Between Wattling and Ermine Roads, a developer is in the planning process for the construction of a new, six phase sub-division that could bring as many as 158 new families to Springdale. The town has worked with the developer to make sure that green spaces and communal areas are included in their plans. The entrance to that would be near Parrish Plantation. Bishop thinks that the development will do well for a number of reasons, in part because Springdale is a quiet, family friendly community that’s close to the airport, the city of Columbia, and the modern conveniences that people desire.

In other areas, the town is seeking grants or other funds to improve their parks and recreational opportunities. They are considering installing restrooms at the small park by the tennis courts, and maybe even building a “bark-park” for people to play and exercise their pets in the same general vicinity. This is a place they already own that’s suitable for something like that. Currently, it’s just a grassy field.

The town has also been buying strategic properties when possible. Bishop said that they have other ideas that fit with their master plan, and those properties are being held for just the right project at just the right time in the future.

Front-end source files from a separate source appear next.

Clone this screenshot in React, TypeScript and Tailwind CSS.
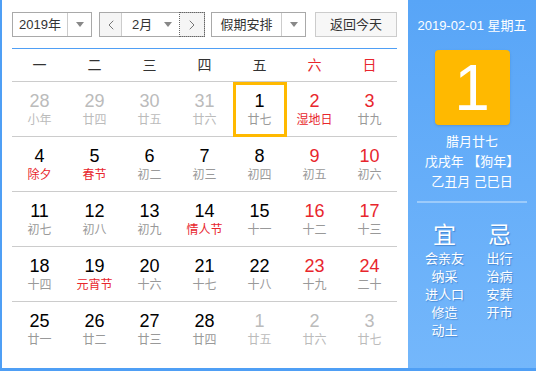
import { ChevronLeft, ChevronRight } from 'lucide-react'

type Day = {
    d: number
    lunar: string
    other?: boolean
    weekend?: boolean
    festival?: boolean
    today?: boolean
}

const weeks: Day[][] = [
    [
        { d: 28, lunar: '小年', other: true },
        { d: 29, lunar: '廿四', other: true },
        { d: 30, lunar: '廿五', other: true },
        { d: 31, lunar: '廿六', other: true },
        { d: 1, lunar: '廿七', today: true },
        { d: 2, lunar: '湿地日', weekend: true, festival: true },
        { d: 3, lunar: '廿九', weekend: true },
    ],
    [
        { d: 4, lunar: '除夕', festival: true },
        { d: 5, lunar: '春节', festival: true },
        { d: 6, lunar: '初二' },
        { d: 7, lunar: '初三' },
        { d: 8, lunar: '初四' },
        { d: 9, lunar: '初五', weekend: true },
        { d: 10, lunar: '初六', weekend: true },
    ],
    [
        { d: 11, lunar: '初七' },
        { d: 12, lunar: '初八' },
        { d: 13, lunar: '初九' },
        { d: 14, lunar: '情人节', festival: true },
        { d: 15, lunar: '十一' },
        { d: 16, lunar: '十二', weekend: true },
        { d: 17, lunar: '十三', weekend: true },
    ],
    [
        { d: 18, lunar: '十四' },
        { d: 19, lunar: '元宵节', festival: true },
        { d: 20, lunar: '十六' },
        { d: 21, lunar: '十七' },
        { d: 22, lunar: '十八' },
        { d: 23, lunar: '十九', weekend: true },
        { d: 24, lunar: '二十', weekend: true },
    ],
    [
        { d: 25, lunar: '廿一' },
        { d: 26, lunar: '廿二' },
        { d: 27, lunar: '廿三' },
        { d: 28, lunar: '廿四' },
        { d: 1, lunar: '廿五', other: true },
        { d: 2, lunar: '廿六', other: true },
        { d: 3, lunar: '廿七', other: true },
    ],
]

const weekNames = ['一', '二', '三', '四', '五', '六', '日']

const yi = ['会亲友', '纳采', '进人口', '修造', '动土']
const ji = ['出行', '治病', '安葬', '开市']

function Caret() {
    return <span className="w-0 h-0 border-x-[4px] border-x-transparent border-t-[5px] border-t-[#888]" />
}

function DayCell({ day }: { day: Day }) {
    let numColor = 'text-black'
    let lunarColor = 'text-[#999]'
    if (day.weekend) numColor = 'text-[#e8262d]'
    if (day.festival) lunarColor = 'text-[#e8262d]'
    if (day.other) {
        numColor = 'text-[#bbb]'
        lunarColor = 'text-[#bbb]'
    }
    return (
        <div className="h-[54px] flex items-center justify-center">
            <div
                className={
                    'w-[54px] h-[55px] flex flex-col items-center justify-center ' +
                    (day.today ? 'border-[3px] border-[#ffb900]' : '')
                }
            >
                <span className={'text-[18px] leading-[22px] ' + numColor}>{day.d}</span>
                <span className={'text-[12px] leading-[16px] ' + lunarColor}>{day.lunar}</span>
            </div>
        </div>
    )
}

export default function App() {
    return (
        <div
            className="w-[536px] h-[371px] flex bg-white border-l-2 border-b-[3px] border-[#4f9ff5] overflow-hidden"
            style={{ fontFamily: '"Liberation Sans", "Noto Sans CJK SC", sans-serif' }}
        >
            {/* Left */}
            <div className="w-[406px] pl-[10px] pt-[12px]">
                <div className="flex items-center h-[25px] text-[13px] text-[#333]">
                    <div className="w-[80px] h-[25px] flex border border-[#a9a9a9] bg-white">
                        <div className="w-[54px] flex items-center justify-center">2019年</div>
                        <div className="flex-1 flex items-center justify-center border-l border-[#ccc]">
                            <Caret />
                        </div>
                    </div>
                    <div className="ml-[7px] w-[106px] h-[25px] flex border border-[#a9a9a9] bg-white">
                        <div className="w-[22px] flex items-center justify-center bg-[#f5f5f5] border-r border-[#ccc] text-[#555]">
                            <ChevronLeft size={16} strokeWidth={1.2} />
                        </div>
                        <div className="flex-1 flex items-center justify-between pl-[10px] pr-[8px]">
                            <span>2月</span>
                            <Caret />
                        </div>
                        <div className="w-[24px] flex items-center justify-center bg-[#f5f5f5] outline outline-1 outline-dotted outline-[#666] text-[#555]">
                            <ChevronRight size={16} strokeWidth={1.2} />
                        </div>
                    </div>
                    <div className="ml-[6px] w-[95px] h-[25px] flex border border-[#a9a9a9] bg-white">
                        <div className="w-[69px] flex items-center justify-center">假期安排</div>
                        <div className="flex-1 flex items-center justify-center border-l border-[#ccc]">
                            <Caret />
                        </div>
                    </div>
                    <div className="ml-[9px] w-[82px] h-[25px] flex items-center justify-center border border-[#ccc] bg-[#f7f7f7]">
                        返回今天
                    </div>
                </div>

                <div className="w-[385px] mt-[11px] border-t border-[#4f9ff5]">
                    <div className="grid grid-cols-7 h-[33px] border-b border-[#ccc] text-[14px]">
                        {weekNames.map((w, i) => (
                            <div
                                key={w}
                                className={
                                    'flex items-center justify-center ' +
                                    (i >= 5 ? 'text-[#e8262d]' : 'text-[#333]')
                                }
                            >
                                {w}
                            </div>
                        ))}
                    </div>
                    {weeks.map((wk, i) => (
                        <div
                            key={i}
                            className={'grid grid-cols-7 ' + (i < weeks.length - 1 ? 'border-b border-[#ccc]' : '')}
                        >
                            {wk.map((day, j) => (
                                <DayCell key={j} day={day} />
                            ))}
                        </div>
                    ))}
                </div>
            </div>

            {/* Right */}
            <div className="flex-1 bg-gradient-to-b from-[#58a5f7] to-[#74b7fb] text-white flex flex-col items-center">
                <div className="mt-[18px] text-[13px] leading-[16px]">2019-02-01 星期五</div>
                <div className="mt-[16px] w-[75px] h-[75px] rounded-[4px] bg-[#ffb900] flex items-center justify-center text-[64px] leading-none shadow-sm">
                    1
                </div>
                <div className="mt-[7px] text-[13px] leading-[20px] flex flex-col items-center">
                    <span>腊月廿七</span>
                    <span>戊戌年 【狗年】</span>
                    <span>乙丑月 己巳日</span>
                </div>
                <div className="mt-[9px] w-[110px] h-[2px] bg-[#9ccbfb]" />
                <div className="mt-[18px] w-[110px] grid grid-cols-2 [text-shadow:1px_1px_1px_rgba(0,60,140,0.35)]">
                    <div className="flex flex-col items-center">
                        <span className="text-[23px] leading-[28px] mb-[1px]">宜</span>
                        {yi.map((t) => (
                            <span key={t} className="text-[13px] leading-[18px]">{t}</span>
                        ))}
                    </div>
                    <div className="flex flex-col items-center">
                        <span className="text-[23px] leading-[28px] mb-[1px]">忌</span>
                        {ji.map((t) => (
                            <span key={t} className="text-[13px] leading-[18px]">{t}</span>
                        ))}
                    </div>
                </div>
            </div>
        </div>
    )
}
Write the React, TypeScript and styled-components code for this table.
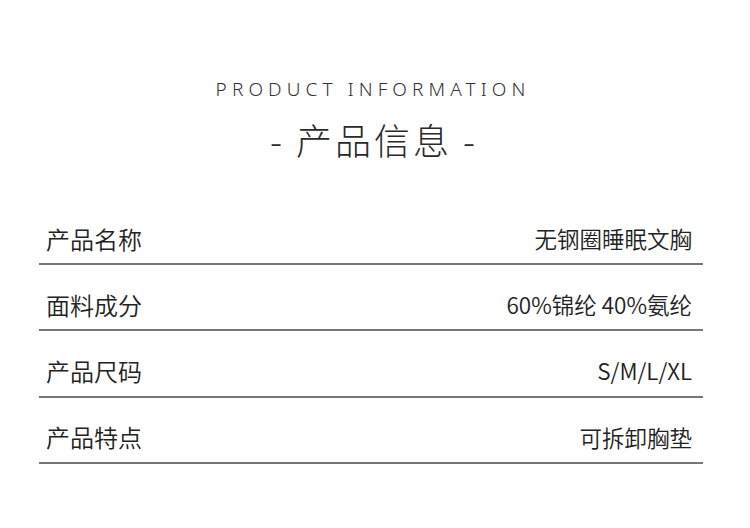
import styled, { createGlobalStyle } from "styled-components";

const GlobalStyle = createGlobalStyle`
  body {
    margin: 0;
    background: #fff;
    font-family: "Noto Sans", "Noto Sans CJK SC", sans-serif;
  }
`;

const rows = [
  { label: "产品名称", value: "无钢圈睡眠文胸" },
  { label: "面料成分", value: "60%锦纶 40%氨纶" },
  { label: "产品尺码", value: "S/M/L/XL" },
  { label: "产品特点", value: "可拆卸胸垫" },
];

const App = () => {
  return (
    <Page>
      <GlobalStyle />
      <Header>
        <EnTitle>PRODUCT INFORMATION</EnTitle>
        <CnTitle>- 产品信息 -</CnTitle>
      </Header>
      <Table>
        {rows.map((r) => (
          <Row key={r.label}>
            <Label>{r.label}</Label>
            <Value>{r.value}</Value>
          </Row>
        ))}
      </Table>
    </Page>
  );
};

export default App;

const Page = styled.div`
  width: 750px;
  height: 528px;
  background: #fff;
  overflow: hidden;
`;

const Header = styled.div`
  display: flex;
  flex-direction: column;
  align-items: center;
  padding-top: 76px;
`;

const EnTitle = styled.div`
  font-family: "Noto Sans", sans-serif;
  font-weight: 300;
  font-size: 19px;
  letter-spacing: 5.1px;
  color: #333;
  line-height: 26px;
  padding-right: 4px;
`;

const CnTitle = styled.div`
  font-family: "Noto Sans CJK SC", sans-serif;
  font-weight: 300;
  font-size: 36px;
  letter-spacing: 3px;
  color: #2a2a2a;
  line-height: 50px;
  margin-top: 12px;
  padding-right: 2px;
`;

const Table = styled.div`
  margin: 35px 47px 0 39px;
`;

const Row = styled.div`
  display: flex;
  justify-content: space-between;
  align-items: center;
  box-sizing: content-box;
  height: 48px;
  padding: 15px 11px 1px 7px;
  border-bottom: 2px solid #777;
  & + & {
    height: 48.3px;
  }
`;

const Label = styled.div`
  font-family: "Noto Sans CJK SC", sans-serif;
  font-weight: 350;
  font-size: 24px;
  color: #222;
`;

const Value = styled.div`
  font-family: "Noto Sans CJK SC", sans-serif;
  font-weight: 350;
  font-size: 22.5px;
  color: #222;
`;
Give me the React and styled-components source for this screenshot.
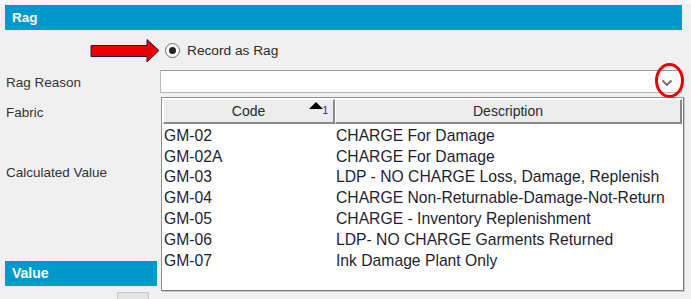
import React from "react";
import styled, { createGlobalStyle } from "styled-components";

const rows = [
  { code: "GM-02", desc: "CHARGE For Damage" },
  { code: "GM-02A", desc: "CHARGE For Damage" },
  { code: "GM-03", desc: "LDP - NO CHARGE Loss, Damage, Replenish" },
  { code: "GM-04", desc: "CHARGE Non-Returnable-Damage-Not-Return" },
  { code: "GM-05", desc: "CHARGE - Inventory Replenishment" },
  { code: "GM-06", desc: "LDP- NO CHARGE Garments Returned" },
  { code: "GM-07", desc: "Ink Damage Plant Only" },
];

export default function App() {
  return (
    <>
      <GlobalStyle />
      <Page>
        <SectionBar>Rag</SectionBar>
        <Form>
          <span />
          <RadioRow>
            <RedArrow width="72" height="26" viewBox="0 0 72 26">
              <path
                d="M1 7.5 H57 V1.5 L69 12.5 L57 24 V18.5 H1 Z"
                fill="#ee0000"
                stroke="#1c1c4a"
                strokeWidth="1"
              />
            </RedArrow>
            <Radio />
            <RadioText>Record as Rag</RadioText>
          </RadioRow>

          <Label $center>Rag Reason</Label>
          <Combo>
            <Chevron width="12" height="8" viewBox="0 0 12 8">
              <path d="M1.5 1.5 L6 6 L10.5 1.5" fill="none" stroke="#6a6a6a" strokeWidth="1.8" />
            </Chevron>
            <RedCircle />
          </Combo>

          <LeftLabels>
            <Label>Fabric</Label>
            <Label $top={44}>Calculated Value</Label>
            <ValueBar>Value</ValueBar>
            <CutButton />
          </LeftLabels>
          <Grid>
            <HeadRow>
              <HeadCell $w={172}>
                Code
                <SortMark>
                  <svg width="14" height="8" viewBox="0 0 14 8">
                    <path d="M0 7 L7 0 L14 7 Z" fill="#000" />
                  </svg>
                  <SortNum>1</SortNum>
                </SortMark>
              </HeadCell>
              <HeadCell>Description</HeadCell>
            </HeadRow>
            <Body>
              {rows.map((r) => (
                <Row key={r.code}>
                  <CodeCell>{r.code}</CodeCell>
                  <DescCell>{r.desc}</DescCell>
                </Row>
              ))}
            </Body>
          </Grid>
        </Form>
      </Page>
    </>
  );
}

/*===================== Styles =====================*/
const GlobalStyle = createGlobalStyle`
  html, body {
    margin: 0;
    padding: 0;
    background: #f0f0f0;
    overflow: hidden;
  }
  body {
    font-family: "Liberation Sans", Arial, sans-serif;
  }
`;

const Page = styled.div`
  width: 677px;
  height: 299px;
  padding: 5px 9px 0 5px;
  border-top: 1px solid #e2e2e2;
  box-shadow: inset 0 4px 0 #f8f8f8;
  position: relative;
  top: -1px;
`;

const SectionBar = styled.div`
  height: 25px;
  line-height: 25px;
  background: #0099c9;
  color: #fff;
  font-weight: bold;
  font-size: 13.5px;
  padding-left: 7px;
`;

const Form = styled.div`
  display: grid;
  grid-template-columns: 155px 1fr;
  grid-template-rows: auto auto auto;
  margin-top: 8px;
`;

const RadioRow = styled.div`
  position: relative;
  display: flex;
  align-items: center;
  gap: 7px;
  padding-left: 5px;
  height: 24px;
  margin-bottom: 8px;
`;

const RedArrow = styled.svg`
  position: absolute;
  left: -70px;
  top: 0px;
`;

const Radio = styled.span`
  width: 15px;
  height: 15px;
  box-sizing: border-box;
  border-radius: 50%;
  border: 1.5px solid #6b6b6b;
  background: #fff;
  display: flex;
  align-items: center;
  justify-content: center;
  &::after {
    content: "";
    width: 7px;
    height: 7px;
    border-radius: 50%;
    background: #222;
  }
`;

const RadioText = styled.span`
  font-size: 13.7px;
  color: #2a2a2a;
`;

const Label = styled.div`
  font-size: 13.5px;
  color: #333;
  line-height: 16px;
  margin-top: ${(p) => p.$top || 0}px;
  padding-left: 1px;
  padding-top: ${(p) => (p.$center ? 2 : 0)}px;
  align-self: ${(p) => (p.$center ? "center" : "flex-start")};
`;

const Combo = styled.div`
  position: relative;
  height: 23px;
  box-sizing: border-box;
  width: 522px;
  background: #fff;
  border: 1px solid #b9b9b9;
  border-top-color: #9a9a9a;
`;

const Chevron = styled.svg`
  position: absolute;
  right: 8px;
  top: 8px;
`;

const RedCircle = styled.div`
  position: absolute;
  left: 494px;
  top: -8px;
  width: 23px;
  height: 29px;
  border: 3px solid #e60000;
  border-radius: 50%;
`;

const LeftLabels = styled.div`
  display: flex;
  flex-direction: column;
  align-items: flex-start;
  padding-top: 8px;
  margin-top: 4px;
`;

const ValueBar = styled.div`
  width: 145px;
  height: 25px;
  line-height: 25px;
  margin-top: 80px;
  padding-left: 7px;
  background: #0099c9;
  color: #fff;
  font-weight: bold;
  font-size: 14px;
`;

const CutButton = styled.div`
  margin: 6px 0 0 112px;
  width: 30px;
  height: 12px;
  background: #e4e4e4;
  border: 1px solid #c8c8c8;
`;

const Grid = styled.div`
  margin-top: 4px;
  margin-left: 1px;
  width: 523px;
  height: 194px;
  box-sizing: border-box;
  border: 1px solid #8e8e8e;
  border-right-color: #7a7a7a;
  border-bottom-color: #7a7a7a;
  box-shadow: 1px 1px 0 #c8c8c8;
  background: #fff;
  padding: 1px;
  overflow: hidden;
  font-family: "Liberation Sans", Arial, sans-serif;
`;

const HeadRow = styled.div`
  display: flex;
  height: 25px;
`;

const HeadCell = styled.div`
  position: relative;
  box-sizing: border-box;
  flex: ${(p) => (p.$w ? `0 0 ${p.$w}px` : "1")};
  display: flex;
  align-items: center;
  justify-content: center;
  background: #ececec;
  border-top: 1px solid #fff;
  border-left: 1px solid #fff;
  border-right: 2px solid #8a8a8a;
  border-bottom: 2px solid #8a8a8a;
  font-size: 14px;
  color: #2a2a2a;
`;

const SortMark = styled.span`
  position: absolute;
  right: 5px;
  top: 2px;
  display: flex;
  align-items: flex-start;
`;

const SortNum = styled.span`
  font-size: 10px;
  color: #1a1a8a;
  margin-top: 3px;
  margin-left: -1px;
`;

const Body = styled.div`
  display: flex;
  flex-direction: column;
  padding-top: 1.5px;
`;

const Row = styled.div`
  display: flex;
  height: 20.8px;
  align-items: center;
  font-size: 15.7px;
  color: #1e1e32;
`;

const CodeCell = styled.div`
  flex: 0 0 172px;
  padding-left: 1px;
`;

const DescCell = styled.div`
  flex: 1;
`;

As Springdale, like many of the communities west of the Congaree, re-makes itself, it will be both exciting and interesting to see what the future holds. An arts and entertainment district, small shops, a coffee house, and boutique eateries are all things that the town’s leaders say they would consider a good fit. “In the end, everyone may not love me, they may not even like me, but I hope that they will eventually come around and truly enjoy and be proud of Springdale as a great place to live, play, and work,” Bishop concluded.